Most attacks are one-offs but between 1977 and 2006, Hans-Joachim Bohlmann, a German with a long history of mental issues, made a career of attacking works of art. In all he damaged more than 50 paintings, including works by Rembrandt, Rubens, Dürer, Cranach and Klee, as well as desecrating gravestones, cutting down some 600 trees, killing a bevy of swans, slashing lorry tyres and burning buildings. During the course of his 30-year spree he is estimated to have caused some €138 million of damage to works of art.

The personal tragedy was that Bohlmann knew he was ill. He was born in 1937 and would confess that from an early age “I was aware that I could never be the way I wanted to be.” He voluntarily underwent brutal corrective treatments: electro-shock therapy, insulin-induced comas, a lobotomy which left him further impaired, as well as tranquillisers and antidepressants. He tried and failed to hold down jobs as a plumber and warehouse assistant. The turning point came when his wife fell out of an open window while cleaning their apartment and died.

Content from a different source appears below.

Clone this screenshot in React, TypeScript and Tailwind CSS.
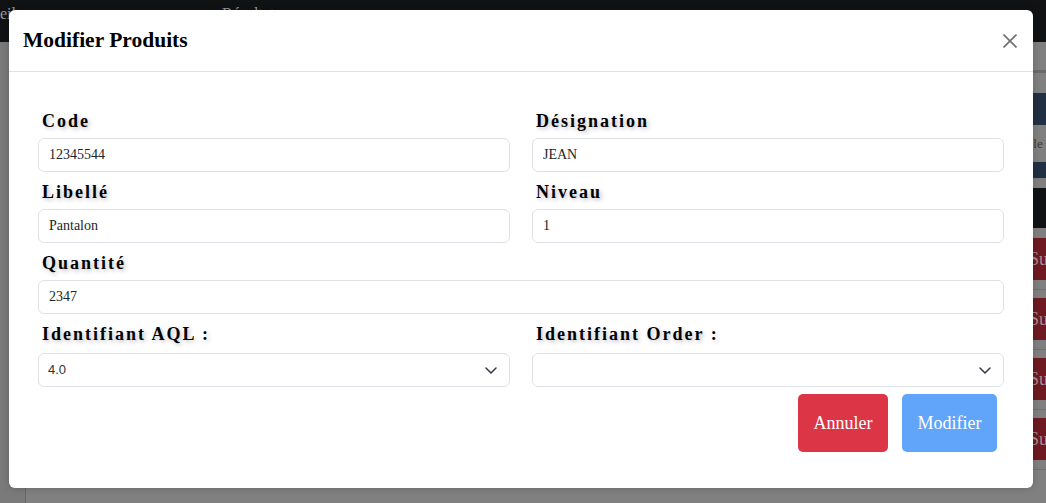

He later told an interviewer, “To me, my wife was the most expensive and dear thing, but to others a Rembrandt was the most expensive thing.” So he decided to destroy works of art: “I wanted to create a furore.” Two weeks after his wife’s death he took a syringe of sulphuric acid into a gallery in Hamburg and emptied it on to Paul Klee’s Goldfish. Next he set light to an altar in Lübeck cathedral and he was up and running. “The bigger the damage, the bigger the outcry, the more important I became. I didn’t even need antidepressants any more,” he said. The emotion he felt was “elation”.

Nor did he care about being caught, checking into hotels under his own name and not covering his face in his targeted galleries. When he was finally arrested he was sentenced to five years in prison. On his release he picked up where he had left off: more attacks and more prison sentences followed as well as a 15-year stay in a psychiatric hospital where, ironically, he painted some 1,500 abstract watercolours as part of an art therapy programme.

It didn’t work either and one night in 2006 he sneaked out of Hamburg — where he had been ordered to remain — and travelled to Amsterdam where he splashed a seventeenth-century painting in the Rijksmuseum with lighter fluid and set it aflame. It was to be his last attack. The rationale for all the damage he had wrought, he said, was that “within me is a psychological destruction worse than the destruction I have done to these paintings”. Bohlmann died of cancer in 2009, not long after leaving prison for the final time.

It is a terrible and tragic tale with no redeeming features and it will happen again, even if not on the same scale. The power of art, so frequently and so blithely invoked, has two sides.